◆ Work to complete ◆
Seek out every line containing the word "components", and copy each.

◆ Material for this task ◆
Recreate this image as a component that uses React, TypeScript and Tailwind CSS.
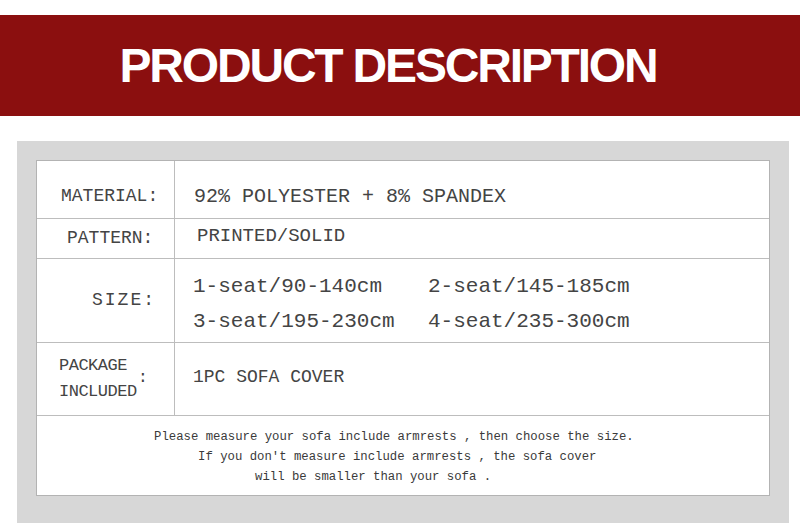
==
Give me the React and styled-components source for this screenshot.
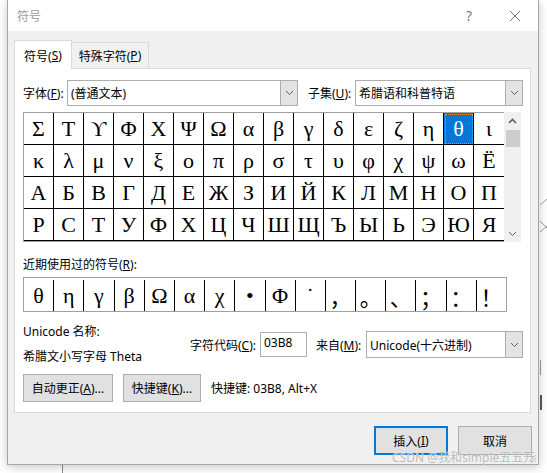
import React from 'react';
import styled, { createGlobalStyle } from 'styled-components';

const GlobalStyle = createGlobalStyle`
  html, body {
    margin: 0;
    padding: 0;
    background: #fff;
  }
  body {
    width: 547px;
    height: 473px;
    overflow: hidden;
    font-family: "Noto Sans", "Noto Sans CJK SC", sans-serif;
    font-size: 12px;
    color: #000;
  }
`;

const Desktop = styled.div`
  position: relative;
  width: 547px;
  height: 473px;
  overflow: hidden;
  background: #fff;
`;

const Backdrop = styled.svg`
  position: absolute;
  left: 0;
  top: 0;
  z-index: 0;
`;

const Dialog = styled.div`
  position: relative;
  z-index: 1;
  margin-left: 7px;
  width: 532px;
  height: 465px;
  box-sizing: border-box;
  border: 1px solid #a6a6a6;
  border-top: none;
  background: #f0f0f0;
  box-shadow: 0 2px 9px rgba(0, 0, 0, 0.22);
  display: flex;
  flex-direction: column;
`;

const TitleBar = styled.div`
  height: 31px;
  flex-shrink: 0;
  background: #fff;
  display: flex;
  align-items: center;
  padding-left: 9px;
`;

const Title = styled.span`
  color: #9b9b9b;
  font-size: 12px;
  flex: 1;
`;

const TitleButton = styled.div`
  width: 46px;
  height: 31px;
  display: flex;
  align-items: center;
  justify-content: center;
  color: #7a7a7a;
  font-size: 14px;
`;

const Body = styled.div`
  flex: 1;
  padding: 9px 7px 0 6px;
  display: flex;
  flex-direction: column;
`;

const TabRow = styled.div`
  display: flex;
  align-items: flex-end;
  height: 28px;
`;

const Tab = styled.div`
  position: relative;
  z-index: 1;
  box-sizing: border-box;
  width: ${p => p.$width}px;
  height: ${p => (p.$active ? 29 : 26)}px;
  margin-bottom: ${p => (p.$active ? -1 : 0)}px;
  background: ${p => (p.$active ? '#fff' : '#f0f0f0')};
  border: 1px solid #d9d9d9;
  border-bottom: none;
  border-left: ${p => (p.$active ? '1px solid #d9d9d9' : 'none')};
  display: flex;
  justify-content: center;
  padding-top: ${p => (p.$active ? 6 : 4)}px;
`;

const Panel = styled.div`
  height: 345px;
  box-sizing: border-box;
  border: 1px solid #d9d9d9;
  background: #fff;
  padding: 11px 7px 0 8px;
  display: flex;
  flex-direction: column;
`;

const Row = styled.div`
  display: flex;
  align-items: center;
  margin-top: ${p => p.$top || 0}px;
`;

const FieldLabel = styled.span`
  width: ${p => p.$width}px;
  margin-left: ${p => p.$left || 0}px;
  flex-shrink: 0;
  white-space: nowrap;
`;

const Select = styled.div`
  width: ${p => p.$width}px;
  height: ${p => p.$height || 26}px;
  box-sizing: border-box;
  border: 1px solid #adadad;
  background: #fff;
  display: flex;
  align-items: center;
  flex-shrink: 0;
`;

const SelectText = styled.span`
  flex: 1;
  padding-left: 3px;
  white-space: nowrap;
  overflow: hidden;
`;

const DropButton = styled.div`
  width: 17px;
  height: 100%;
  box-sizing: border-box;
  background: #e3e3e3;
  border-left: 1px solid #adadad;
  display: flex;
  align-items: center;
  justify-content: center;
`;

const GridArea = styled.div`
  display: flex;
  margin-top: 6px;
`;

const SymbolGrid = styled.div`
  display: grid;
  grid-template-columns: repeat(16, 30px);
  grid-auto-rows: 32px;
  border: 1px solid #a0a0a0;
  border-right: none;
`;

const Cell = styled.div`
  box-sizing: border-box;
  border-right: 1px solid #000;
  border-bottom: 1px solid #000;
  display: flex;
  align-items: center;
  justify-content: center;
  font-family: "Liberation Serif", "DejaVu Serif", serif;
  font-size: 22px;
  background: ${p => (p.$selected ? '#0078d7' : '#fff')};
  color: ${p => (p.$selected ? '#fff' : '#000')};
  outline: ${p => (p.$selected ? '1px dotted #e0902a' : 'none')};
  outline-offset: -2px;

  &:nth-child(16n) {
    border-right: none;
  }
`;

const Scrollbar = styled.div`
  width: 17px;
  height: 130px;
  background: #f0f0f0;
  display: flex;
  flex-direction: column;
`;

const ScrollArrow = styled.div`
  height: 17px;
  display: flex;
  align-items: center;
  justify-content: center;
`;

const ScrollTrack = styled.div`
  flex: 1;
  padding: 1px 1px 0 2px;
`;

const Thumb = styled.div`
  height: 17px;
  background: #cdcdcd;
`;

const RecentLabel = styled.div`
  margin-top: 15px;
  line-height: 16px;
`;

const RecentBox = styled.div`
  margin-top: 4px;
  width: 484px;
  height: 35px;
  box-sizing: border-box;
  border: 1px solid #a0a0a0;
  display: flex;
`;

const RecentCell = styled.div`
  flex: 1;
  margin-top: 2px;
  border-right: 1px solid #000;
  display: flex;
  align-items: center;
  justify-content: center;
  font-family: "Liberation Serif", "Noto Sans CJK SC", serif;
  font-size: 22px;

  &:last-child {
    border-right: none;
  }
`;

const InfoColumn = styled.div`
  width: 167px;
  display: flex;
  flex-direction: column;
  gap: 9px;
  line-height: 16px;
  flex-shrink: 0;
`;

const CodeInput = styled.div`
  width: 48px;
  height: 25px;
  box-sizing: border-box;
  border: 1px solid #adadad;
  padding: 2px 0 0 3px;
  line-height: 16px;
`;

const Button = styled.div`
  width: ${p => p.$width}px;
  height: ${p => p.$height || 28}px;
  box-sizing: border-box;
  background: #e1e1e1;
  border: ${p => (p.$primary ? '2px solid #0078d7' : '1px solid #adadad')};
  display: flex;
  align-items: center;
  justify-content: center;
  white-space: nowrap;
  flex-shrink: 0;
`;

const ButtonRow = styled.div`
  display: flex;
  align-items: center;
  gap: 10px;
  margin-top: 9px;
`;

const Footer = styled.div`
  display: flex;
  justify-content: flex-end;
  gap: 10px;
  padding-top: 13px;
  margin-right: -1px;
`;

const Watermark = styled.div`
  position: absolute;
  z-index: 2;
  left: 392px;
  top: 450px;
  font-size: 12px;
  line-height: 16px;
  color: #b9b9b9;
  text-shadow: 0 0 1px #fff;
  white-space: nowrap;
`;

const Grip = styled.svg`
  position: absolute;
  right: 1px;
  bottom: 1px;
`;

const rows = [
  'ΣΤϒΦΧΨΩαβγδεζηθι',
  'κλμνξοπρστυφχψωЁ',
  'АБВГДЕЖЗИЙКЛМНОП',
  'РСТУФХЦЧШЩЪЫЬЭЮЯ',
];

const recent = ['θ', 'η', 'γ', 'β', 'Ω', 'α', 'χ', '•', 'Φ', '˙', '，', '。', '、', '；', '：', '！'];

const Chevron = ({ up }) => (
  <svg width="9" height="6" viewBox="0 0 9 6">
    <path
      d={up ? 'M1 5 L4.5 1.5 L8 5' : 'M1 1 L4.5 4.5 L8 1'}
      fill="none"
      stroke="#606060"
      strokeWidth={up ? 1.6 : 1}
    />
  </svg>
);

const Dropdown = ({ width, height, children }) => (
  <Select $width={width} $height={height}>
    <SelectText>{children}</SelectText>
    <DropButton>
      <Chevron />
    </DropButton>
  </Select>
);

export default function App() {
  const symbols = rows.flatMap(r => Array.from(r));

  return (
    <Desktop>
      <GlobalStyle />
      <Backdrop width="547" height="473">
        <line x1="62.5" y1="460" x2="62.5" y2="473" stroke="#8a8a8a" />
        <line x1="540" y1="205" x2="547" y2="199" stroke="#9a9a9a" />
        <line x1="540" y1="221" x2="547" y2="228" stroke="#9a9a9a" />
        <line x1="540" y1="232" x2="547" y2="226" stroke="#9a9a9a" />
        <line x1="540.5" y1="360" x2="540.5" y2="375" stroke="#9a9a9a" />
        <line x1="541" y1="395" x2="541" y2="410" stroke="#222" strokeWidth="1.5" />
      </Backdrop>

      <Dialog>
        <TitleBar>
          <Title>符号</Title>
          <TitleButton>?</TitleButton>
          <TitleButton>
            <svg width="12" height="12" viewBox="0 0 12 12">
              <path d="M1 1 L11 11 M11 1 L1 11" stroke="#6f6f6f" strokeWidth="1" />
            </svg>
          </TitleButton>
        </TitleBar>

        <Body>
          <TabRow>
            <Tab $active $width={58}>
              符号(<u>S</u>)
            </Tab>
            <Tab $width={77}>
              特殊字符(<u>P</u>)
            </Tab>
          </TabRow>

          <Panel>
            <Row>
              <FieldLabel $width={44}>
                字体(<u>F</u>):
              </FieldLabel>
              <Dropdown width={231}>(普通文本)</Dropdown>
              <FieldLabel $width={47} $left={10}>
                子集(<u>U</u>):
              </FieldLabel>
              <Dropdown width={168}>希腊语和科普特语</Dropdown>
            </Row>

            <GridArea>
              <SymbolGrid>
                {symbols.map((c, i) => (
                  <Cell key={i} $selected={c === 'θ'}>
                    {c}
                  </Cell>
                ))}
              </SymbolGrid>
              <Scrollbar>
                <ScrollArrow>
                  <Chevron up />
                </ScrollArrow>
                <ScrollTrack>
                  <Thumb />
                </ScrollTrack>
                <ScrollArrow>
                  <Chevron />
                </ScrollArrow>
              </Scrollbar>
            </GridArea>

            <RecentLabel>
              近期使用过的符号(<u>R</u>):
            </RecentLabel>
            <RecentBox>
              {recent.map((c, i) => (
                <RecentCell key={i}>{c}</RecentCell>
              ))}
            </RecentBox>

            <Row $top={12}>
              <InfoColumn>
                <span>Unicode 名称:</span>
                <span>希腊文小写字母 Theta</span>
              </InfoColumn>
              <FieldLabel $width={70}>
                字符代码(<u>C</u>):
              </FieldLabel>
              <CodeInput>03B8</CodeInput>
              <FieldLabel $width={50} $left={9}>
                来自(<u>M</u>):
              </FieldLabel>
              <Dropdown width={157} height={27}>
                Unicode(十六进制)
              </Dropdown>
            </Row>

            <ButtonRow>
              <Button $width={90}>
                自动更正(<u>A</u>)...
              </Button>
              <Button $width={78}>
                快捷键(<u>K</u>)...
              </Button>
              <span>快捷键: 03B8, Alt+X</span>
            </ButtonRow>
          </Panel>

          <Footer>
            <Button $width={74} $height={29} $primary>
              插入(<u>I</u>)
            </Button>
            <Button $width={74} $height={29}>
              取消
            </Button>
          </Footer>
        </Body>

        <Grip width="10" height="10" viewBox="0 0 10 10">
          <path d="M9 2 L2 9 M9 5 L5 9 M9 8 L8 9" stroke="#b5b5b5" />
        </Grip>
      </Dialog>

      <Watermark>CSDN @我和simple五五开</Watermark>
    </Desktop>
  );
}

◆ Exercise result ◆
Give me the React and styled-components source for this screenshot.
import styled, { createGlobalStyle } from 'styled-components';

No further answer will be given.